ACI-NA, which represents most all U.S. airports, is in favor of airports having the option to participate, or not, in TSA’s screening partnership program. Beyond advising airports about liability and other opt-out issues, “It’s up to the individual airports to determine whether or not participation is in their best interest” said Christopher Bidwell, ACI-NA’s vice-president of security and facilitation.

Airports currently in the SPP program do share their experiences with others, but Bidwell says although there have been two reports, one completed in 2004 and another in 2006, that show “there were some efficiencies under the private model…it would be helpful to have another study to shed new light.”
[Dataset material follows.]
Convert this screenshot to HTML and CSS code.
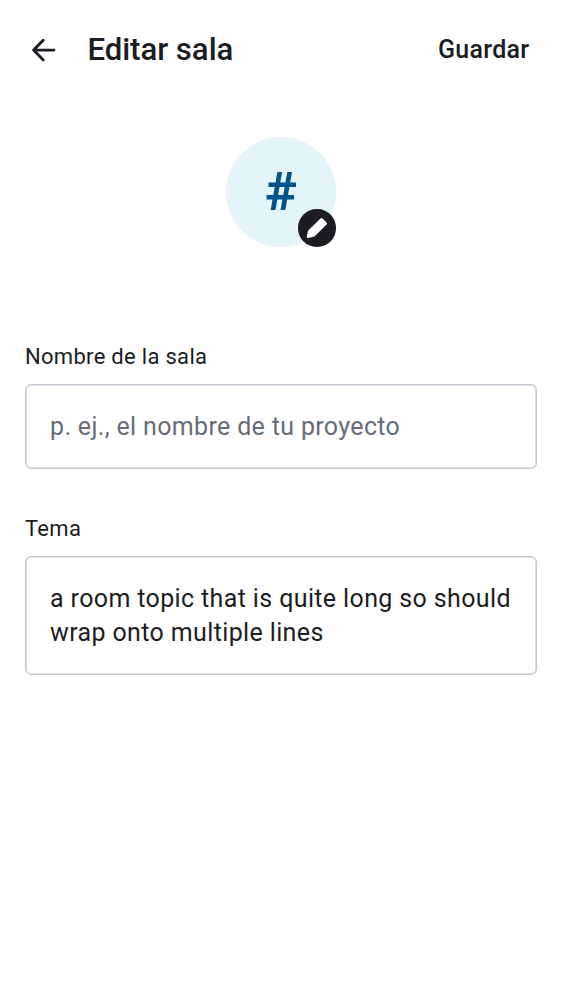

Many of the 200 airports that received a letter from Rep. Mica in November urging them to switch to private screening companies may be waiting for such a study.

At Fort Lauderdale-Hollywood International Airport, spokesperson Allan Siegel said “There are no discussions about using a private company to handle screenings.”

Detroit Metropolitan Airport spokesperson Scott Wintner said “We’re decidedly not interested in going back to private screening…We’re very happy with the service TSA provides to our customers!”

And Patrick Hogan at Minneapolis-Saint Paul International Airport said after receiving the letter from Congressman Mica, “Our board discussed private screening in response to one of our 2011 strategic plan initiatives of keeping security wait times to 15 minutes or less. A private firm would still have to follow all TSA regulations and procedures, so it’s really just a matter of whether they could do the job more efficiently, streamlining the process. At this point, we don’t have a clear sense of whether that would be the case.”

For his part, Stewart Baker, a former official with the Department of Homeland Security and the author of “Skating on Stilts: Why We Aren’t Stopping Tomorrow’s Terrorism, is skeptical private screening is the way to go. “Ordinarily, as a Republican, I’d be more enthusiastic about more privatization. But private screeners won’t solve the problems we have. It may just create some new ones.”

“Contracting with private screening companies offers staffing flexibility and a few other advantages,” said Robert Poole, director of transportation policy for the Reason Foundation, a free market think-tank, “But the system is still very centralized and run too much by TSA.”

“The screening partnership program may be a step in the right direction,” said aviation consultant Michael Boyd, of Colorado-based Boyd Group International, “But ultimately, it doesn’t change the fact that people at the top are idiots. The real problem is that TSA needs to be totally rebuilt.”

“Regardless of who’s performing security, they’re working with a government process that is generally outdated and less efficient,” said Steve Lott of the International Air Transport Association (IATA). The international organization, which represents the airline industry, recently unveiled a proposal for a redesigned “security checkpoint of the future” that uses biometric data to speed travelers through the airport experience. “We need to think a little more long term here,” said Lott.

What’s next?

Late last month, in an appearance on CNN’s State of the Union, Homeland Security Secretary Janet Napolitano said security measures now in place are “objectively safer” for airline passengers and will continue to be part of the airport experience for “the foreseeable future.”

Also last month, Rep. John Mica was named chairman of the House Transportation and Infrastructure Committee, where he will surely continue to press for TSA reform while continuing to urge airports to opt-out of the federal screening program.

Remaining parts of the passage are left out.